Energy prices are falling again to start the week as another week of increases in US oil drilling activity seem to be outweighing confirmation of Saudi production cuts so far. Currently WTI is about 85 cents above its low set last week, and if that support breaks, there’s likely another $2-3 to fall. Refined products are in a similar position, 2-3 cents/gallon above where they bottomed out last week and threatening another dime drop if those levels do not hold.
14 more oil rigs were put to work last week according to Baker Hughes’ weekly report, to 631 total. Whether or not prices continue their downtrend may determine if the rig count continues to grow this year, or if we might see the activity stall out in the mid-600 rig range this summer like we did in 2015. Given the lead time to start or stop a project, it will likely take several more weeks to see how drillers will react to the first drop back into the $40s this year.
Saudi Arabia’s crude oil production and export activity dropped in January, as expected based on the OPEC agreement. Perhaps most notable however is that a 700,000 barrel/day reduction in production, only corresponded to a 300,000 barrel/day reduction in export activity – several reports have noted the Kingdom’s drop in oil consumption as it updates its electrical grid to alternate power sources – which means the production cut agreement may have less impact on international markets than expected.

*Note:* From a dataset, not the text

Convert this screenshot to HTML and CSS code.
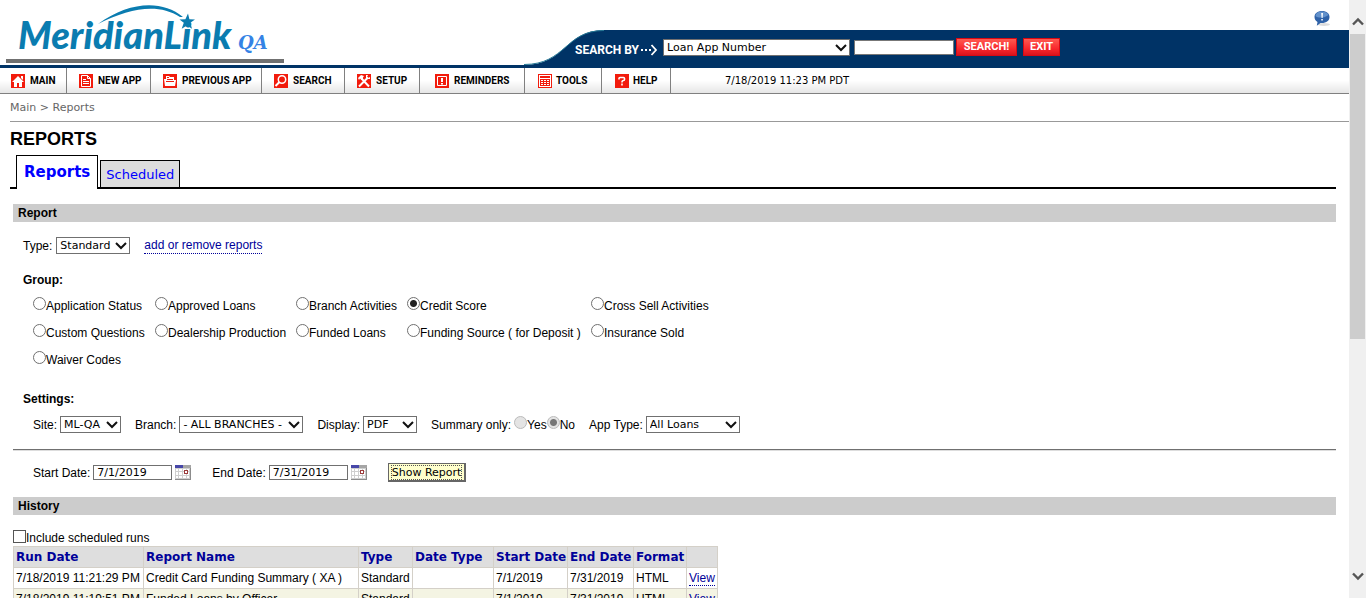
FILE: index.html
```html
<!DOCTYPE html>
<html lang="en">
<head>
<meta charset="utf-8">
<title>Reports</title>
<link rel="stylesheet" href="styles.css">
</head>
<body>
<svg class="defs" aria-hidden="true">
  <symbol id="chevron" viewBox="0 0 12 8"><path d="M1 1 L6 6 L11 1" fill="none" stroke="#111" stroke-width="2"/></symbol>
  <symbol id="calendar" viewBox="0 0 16 15">
    <rect width="16" height="15" fill="#8c8c8c"/>
    <rect width="15" height="14" fill="#cfcfcf"/>
    <path d="M1 4h2v2H1zM4 4h3v2H4zM8 4h3v2H8zM12 4h2v2h-2zM1 7h2v3H1zM4 7h3v3H4zM8 7h3v3H8zM12 7h2v3h-2zM1 11h2v2H1zM4 11h3v2H4zM8 11h3v2H8zM12 11h2v2h-2z" fill="#fff"/>
    <rect width="8" height="3" fill="#4747a8"/><rect x="8" width="8" height="3" fill="#a5a5a5"/>
    <rect x="9.5" y="5.500" width="3" height="3" fill="#fff" stroke="#9c3c3c"/>
  </symbol>
</svg>
<div class="window">
  <div class="page">
    <header class="header">
      <svg class="logo" width="290" height="65" viewBox="0 0 290 65" role="img" aria-label="MeridianLink QA">
        <text x="18" y="49" class="logo-name">MeridianLink</text>
        <path d="M98 24 C130 1 162 0 183 17 L180 17 C158 3 130 8 98 24Z" fill="#0a7cb0"/>
        <path d="M188 13.500 L189.400 19.300 L195 19.600 L190.300 22.800 L192 28.800 L187 25.400 L181.700 28.800 L183.800 22.800 L179.500 19.400 L185.400 19.200Z" fill="#0a7cb0"/>
        <text x="238" y="49" class="logo-qa">QA</text>
        <rect x="6" y="59" width="278" height="4" fill="#707070"/>
      </svg>
      <div class="header-main">
        <div class="header-top">
          <a href="#" aria-label="Notices"><svg width="18" height="17" viewBox="0 0 18 17">
            <ellipse cx="11" cy="14.500" rx="6" ry="1.500" fill="#ddd"/>
            <path d="M9 1C4.500 1 1.500 3.500 1.500 7C1.500 9.200 2.700 11 4.500 12L3.800 15.800L7.500 13C13 13.500 16.500 10.700 16.500 7C16.500 3.500 13.500 1 9 1Z" fill="#2f62a8"/>
            <path d="M9 1.500C5 1.500 2.500 3.500 2.500 6C5 8.500 12 8 15.500 5C14.500 2.800 12 1.500 9 1.500Z" fill="#6291cb"/>
            <path d="M8.200 3h1.800l-.4 5h-1zM8.300 9h1.500v1.500H8.300z" fill="#fff"/>
          </svg></a>
        </div>
        <form class="search-bar">
          <svg class="curve" width="80" height="35" viewBox="0 0 80 35"><path d="M0 35 C42 35 41 0 80 0 V35Z" fill="#003366"/><path d="M0 34.500 C42 34.500 41 .5 80 .5" fill="none" stroke="#247894" stroke-width="1"/></svg>
          <label for="by">SEARCH BY</label>
          <svg class="arrow" width="17" height="12" viewBox="0 0 17 12"><path d="M0 5h2v2H0zM4 5h2v2H4zM8 5h2v2H8z" fill="#fff"/><path d="M10.500 1L15 6L10.500 11" fill="none" stroke="#fff" stroke-width="1.800"/></svg>
          <span class="select w-by"><select id="by"><option>Loan App Number</option></select><svg><use href="#chevron"/></svg></span>
          <input class="search-text" type="text" aria-label="Search text">
          <button class="red w-search" type="button">SEARCH!</button>
          <button class="red w-exit" type="button">EXIT</button>
        </form>
      </div>
    </header>
    <nav class="nav">
      <a href="#" class="n-main"><svg class="icon" viewBox="0 0 14 14"><rect width="14" height="14" fill="#f21b0c"/><path d="M7 2L13 8h-2v5H8V9H6v4H3V8H1zM10 2h2v4l-2-2z" fill="#fff"/></svg>MAIN</a>
      <a href="#" class="n-new"><svg class="icon" viewBox="0 0 14 14"><rect width="14" height="14" fill="#f21b0c"/><path d="M2.500 1.500h6l3 3v8h-9z" fill="#f21b0c" stroke="#fff"/><path d="M8.500 1.500v3h3M4 5.500h3M4 7.500h6M4 9.500h6" fill="none" stroke="#fff"/></svg>NEW APP</a>
      <a href="#" class="n-prev"><svg class="icon" viewBox="0 0 14 14"><rect width="14" height="14" fill="#f21b0c"/><path d="M1 5h2V2h3l1 1h4v3h2l-1 6H2z" fill="#fff"/><path d="M4 3.500h2M4 5.500h6M3 7.500h8" fill="none" stroke="#f21b0c"/></svg>PREVIOUS APP</a>
      <a href="#" class="n-search"><svg class="icon" viewBox="0 0 14 14"><rect width="14" height="14" fill="#f21b0c"/><circle cx="8" cy="5.500" r="3.700" fill="none" stroke="#fff" stroke-width="1.500"/><path d="M5.500 8L1.500 12" stroke="#fff" stroke-width="2"/></svg>SEARCH</a>
      <a href="#" class="n-setup"><svg class="icon" viewBox="0 0 14 14"><rect width="14" height="14" fill="#f21b0c"/><path d="M2 12.500L11 3.500M4.500 4.500L12 12.500" stroke="#fff" stroke-width="2"/><path d="M1 4L4 1L7 2L6 3.500L6 5L4.500 6L3 4.500L2 6zM9 1v3l1.500 1H13V3L11 4L10 3L11 1z" fill="#fff"/></svg>SETUP</a>
      <a href="#" class="n-rem"><svg class="icon" viewBox="0 0 14 14"><rect width="14" height="14" fill="#f21b0c"/><path d="M2.500 2.500h9v9h-9z" fill="none" stroke="#fff"/><path d="M6 4h2v4H6zM6 9h2v1.500H6z" fill="#fff"/></svg>REMINDERS</a>
      <a href="#" class="n-tools"><svg class="icon" viewBox="0 0 14 14"><rect width="14" height="14" fill="#f21b0c"/><path d="M1 1h12v12H1z" fill="#fff"/><path d="M2 2h10v2H2zM2 5h10v7H2z" fill="#f21b0c"/><path d="M3 6h2v1H3zM6 6h2v1H6zM9 6h2v1H9zM3 8h2v1H3zM6 8h2v1H6zM9 8h2v1H9zM3 10h2v1H3zM6 10h2v1H6zM9 10h2v1H9z" fill="#fff"/></svg>TOOLS</a>
      <a href="#" class="n-help"><svg class="icon" viewBox="0 0 14 14"><rect width="14" height="14" fill="#f21b0c"/><path d="M4 5.500V4.500Q4 3.500 5 3.500H8.500Q9.500 3.500 9.500 4.500V5.500Q9.500 6.500 8.500 6.500Q7 6.500 7 8.500M7 9.500v2" fill="none" stroke="#fff" stroke-width="1.600"/></svg>HELP</a>
      <span class="clock">7/18/2019 11:23 PM PDT</span>
    </nav>
    <div class="crumbs"><a href="#">Main</a> &gt; <a href="#">Reports</a></div>
    <main class="content">
      <h1>REPORTS</h1>
      <div class="tabs"><a href="#" class="tab active">Reports</a><a href="#" class="tab">Scheduled</a></div>

      <h2>Report</h2>
      <div class="row type-row">
        <label for="type">Type:</label>
        <span class="select w-type"><select id="type"><option>Standard</option></select><svg><use href="#chevron"/></svg></span>
        <a href="#" class="link add-link">add or remove reports</a>
      </div>
      <h3>Group:</h3>
      <div class="groups">
        <label><input type="radio" name="g">Application Status</label>
        <label><input type="radio" name="g">Approved Loans</label>
        <label><input type="radio" name="g">Branch Activities</label>
        <label><input type="radio" name="g" checked>Credit Score</label>
        <label><input type="radio" name="g">Cross Sell Activities</label>
        <label><input type="radio" name="g">Custom Questions</label>
        <label><input type="radio" name="g">Dealership Production</label>
        <label><input type="radio" name="g">Funded Loans</label>
        <label><input type="radio" name="g">Funding Source ( for Deposit )</label>
        <label><input type="radio" name="g">Insurance Sold</label>
        <label><input type="radio" name="g">Waiver Codes</label>
      </div>
      <h3>Settings:</h3>
      <div class="row settings">
        <div class="field"><label for="site">Site:</label><span class="select w-site"><select id="site"><option>ML-QA</option></select><svg><use href="#chevron"/></svg></span></div>
        <div class="field"><label for="branch">Branch:</label><span class="select w-branch"><select id="branch"><option>- ALL BRANCHES -</option></select><svg><use href="#chevron"/></svg></span></div>
        <div class="field"><label for="display">Display:</label><span class="select w-display"><select id="display"><option>PDF</option></select><svg><use href="#chevron"/></svg></span></div>
        <div class="field"><span>Summary only:</span><span class="yesno"><label><input type="radio" name="s" disabled>Yes</label><label><input type="radio" name="s" checked disabled>No</label></span></div>
        <div class="field"><label for="app">App Type:</label><span class="select w-app"><select id="app"><option>All Loans</option></select><svg><use href="#chevron"/></svg></span></div>
      </div>
      <hr>
      <div class="row dates">
        <div class="field"><label for="start">Start Date:</label><input id="start" class="date" type="text" value="7/1/2019"><button class="cal" type="button" aria-label="Pick start date"><svg width="16" height="15"><use href="#calendar"/></svg></button></div>
        <div class="field"><label for="end">End Date:</label><input id="end" class="date" type="text" value="7/31/2019"><button class="cal" type="button" aria-label="Pick end date"><svg width="16" height="15"><use href="#calendar"/></svg></button></div>
        <button class="show" type="button"><span>Show Report</span></button>
      </div>

      <h2>History</h2>
      <label class="include"><input type="checkbox">Include scheduled runs</label>
      <table class="history">
        <colgroup><col class="c-run"><col class="c-name"><col class="c-type"><col class="c-dtype"><col class="c-start"><col class="c-end"><col class="c-format"><col class="c-view"></colgroup>
        <thead><tr><th>Run Date</th><th>Report Name</th><th>Type</th><th>Date Type</th><th>Start Date</th><th>End Date</th><th>Format</th><th></th></tr></thead>
        <tbody>
          <tr><td>7/18/2019 11:21:29 PM</td><td>Credit Card Funding Summary ( XA )</td><td>Standard</td><td></td><td>7/1/2019</td><td>7/31/2019</td><td>HTML</td><td><a href="#" class="link">View</a></td></tr>
          <tr><td>7/18/2019 11:19:51 PM</td><td>Funded Loans by Officer</td><td>Standard</td><td></td><td>7/1/2019</td><td>7/31/2019</td><td>HTML</td><td><a href="#" class="link">View</a></td></tr>
        </tbody>
      </table>
    </main>
  </div>
  <div class="scrollbar" aria-hidden="true">
    <svg width="12" height="9" viewBox="0 0 12 9"><path d="M1 7.500L6 2.500L11 7.500" fill="none" stroke="#555" stroke-width="2.400"/></svg>
    <div class="thumb"></div>
    <svg width="12" height="9" viewBox="0 0 12 9"><path d="M1 1.500L6 6.500L11 1.500" fill="none" stroke="#555" stroke-width="2.400"/></svg>
  </div>
</div>
</body>
</html>
```
FILE: styles.css
```css
* { box-sizing: border-box; }
body { margin: 0; background: #fff; color: #000; font: 12px/16px "Liberation Sans", Arial, sans-serif; }
a { text-decoration: none; color: inherit; }
input, select, button { margin: 0; border-radius: 0; color: #000; font: 11px "DejaVu Sans", Verdana, sans-serif; }
.defs { display: none; }
.window { display: flex; height: 100vh; overflow: hidden; }
.page { flex: 1; min-width: 0; overflow: hidden; }

.header { display: flex; border-bottom: 3px solid #003366; }
.logo { flex: none; margin-right: 234px; }
.logo-name { font: italic 900 38px Lato, sans-serif; fill: #0a7cb0; }
.logo-qa { font: italic bold 18px "DejaVu Serif", serif; fill: #3583e5; }
.header-main { flex: 1; }
.header-top { display: flex; justify-content: flex-end; align-items: flex-end; height: 30px; padding: 0 18px 3px 0; }
.header-top svg { display: block; }
.search-bar { position: relative; display: flex; height: 35px; padding-left: 51px; align-items: center; background: linear-gradient(#003366, #003366) no-repeat 79px 0; }
.curve { position: absolute; left: 0; top: 0; }
.search-bar label { position: relative; width: 66px; padding-top: 4px; color: #fff; font: bold 12px Roboto, sans-serif; white-space: nowrap; }
.arrow { margin: 4px 5px 0 0; }
.search-text { width: 100px; height: 15px; margin: 0 2px 0 4px; border: 1px solid #777; }
.red { height: 18px; margin: 0 6px 2px 0; padding: 0; border: 1px solid #d80a14; background: linear-gradient(#ff5a50, #f8282d 60%, #d9141c); color: #fff; font: bold 11px Roboto, sans-serif; }
.w-search { width: 61px; }
.w-exit { width: 37px; }

.select { position: relative; display: block; }
.select select { display: block; width: 100%; height: 17px; padding: 0 0 0 3px; border: 1px solid #707070; background: #fff; appearance: none; }
.select svg { position: absolute; right: 3px; top: 5px; width: 12px; height: 8px; pointer-events: none; }
.w-by { width: 187px; }
.w-type { width: 74px; }
.w-site { width: 61px; }
.w-branch { width: 124px; }
.w-display { width: 54px; }
.w-app { width: 94px; }

.nav { display: flex; height: 26px; border-bottom: 1px solid #808080; background: linear-gradient(#fff 50%, #e6e6e6); font: bold 10px Roboto, sans-serif; }
.nav a { display: flex; align-items: center; gap: 5px; padding-left: 12px; border-right: 1px solid #808080; white-space: nowrap; }
.icon { flex: none; width: 14px; height: 14px; }
.n-main { width: 67px; }
.nav .n-main { padding-left: 11px; }
.n-new { width: 84px; }
.n-prev { width: 111px; }
.n-search { width: 83px; }
.n-setup { width: 75px; }
.n-rem { width: 105px; }
.nav .n-rem { padding-left: 15px; }
.n-tools { width: 77px; }
.n-help { width: 69px; }
.nav .n-tools, .nav .n-help { padding-left: 13px; gap: 4px; }
.clock { align-self: center; margin-left: 54px; font: 10px "DejaVu Sans", Verdana, sans-serif; }

.crumbs { margin-left: 10px; padding: 6px 0 5px; border-bottom: 1px solid #999; color: #666; font: 11px/16px "DejaVu Sans", Verdana, sans-serif; }
.content { margin: 0 13px; }
h1 { margin: 6px -3px 5px; font: bold 18px/22px "Liberation Sans", Arial, sans-serif; }
.tabs { display: flex; align-items: flex-end; gap: 2px; margin: 0 0 15px -3px; padding-left: 6px; border-bottom: 2px solid #000; }
.tab { padding: 5px 5px 4px; border: 1px solid #000; border-bottom: 0; background: #ddd; color: #00f; font: 13px/17px "DejaVu Sans", Verdana, sans-serif; }
.tab.active { margin-bottom: -2px; padding: 8px 7px; background: #fff; font-size: 15px; font-weight: bold; }
h2 { margin: 0; padding: 1px 5px; background: #ccc; font: bold 12px/16px "Liberation Sans", Arial, sans-serif; }
.row { display: flex; align-items: center; white-space: nowrap; }
.type-row { gap: 4px; padding: 15px 10px 0; }
.link { color: #000099; border-bottom: 1px dotted #000099; line-height: 15px; }
.add-link { margin-left: 10px; }
h3 { margin: 18px 0 0 10px; font: bold 12px/16px "Liberation Sans", Arial, sans-serif; }
.groups { display: grid; grid-template-columns: 122px 141px 111px 184px auto; row-gap: 10px; margin: 9px 0 23px 20px; justify-content: start; white-space: nowrap; }
.groups label, .yesno label { display: flex; align-items: center; }
input[type=radio] { flex: none; width: 13px; height: 13px; margin-bottom: 4px; border: 1px solid #707070; border-radius: 50%; background: #fff; appearance: none; }
input[type=radio]:checked { background: radial-gradient(circle, #222 3px, #fff 4px); }
input[type=radio]:disabled { border-color: #bbb; background: #e4e4e4; }
input[type=radio]:disabled:checked { background: radial-gradient(circle, #777 3px, #e4e4e4 4px); }
.yesno { display: flex; }
.field { display: flex; align-items: center; gap: 3px; }
.settings { gap: 14px; padding: 9px 20px 0; }
hr { margin: 16px 0 12px; border: 0; border-top: 1px solid #707070; border-bottom: 1px solid #ddd; }
.dates { gap: 21px; padding: 0 20px 15px; }
.date { width: 79px; height: 15px; padding: 0 3px; border: 1px solid #707070; }
.cal { padding: 0; border: 0; background: none; }
.cal svg { display: block; }
.show { height: 19px; padding: 1px 3px; border: 1px solid #666; border-right-width: 2px; border-bottom-width: 2px; background: #ffffcc; }
.show span { display: block; outline: 1px dotted #555; line-height: 13px; }
.include { display: flex; align-items: center; padding-top: 15px; line-height: 16px; }
.include input { width: 13px; height: 13px; margin-bottom: 3px; border: 1px solid #555; background: #fff; appearance: none; }
.history { table-layout: fixed; width: 705px; border-collapse: collapse; white-space: nowrap; }
.history th, .history td { height: 21px; padding: 0 2px; border: 1px solid #d4d0c8; text-align: left; }
.history th { background: #dedede; color: #000099; font: bold 12px/16px "DejaVu Sans", Verdana, sans-serif; }
.history tbody tr:nth-child(even) { background: #f4f4e3; }
.c-run { width: 130px; }
.c-name { width: 215px; }
.c-type { width: 54px; }
.c-dtype { width: 81px; }
.c-start { width: 74px; }
.c-end { width: 66px; }
.c-format { width: 53px; }
.c-view { width: 31px; }

.scrollbar { display: flex; flex: none; flex-direction: column; align-items: center; width: 17px; padding: 17px 0; background: #f0f0f0; }
.thumb { width: 15px; height: 51vh; margin: 8px 0 auto; background: #cdcdcd; }
```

As expected, the net long position held by money managers in WTI and Brent was slashed last week after the 2017 trading range finally broke to the downside. Perhaps what was not as expected was the declines were as much driven by new short positions (betting on lower prices) as they were by liquidation of long positions (betting on higher prices). Bulls may say that the new shorts could spark the next rally if they get squeezed out of those positions, while bears will find solace that there is still so much long money left to be liquidated if lower prices persist.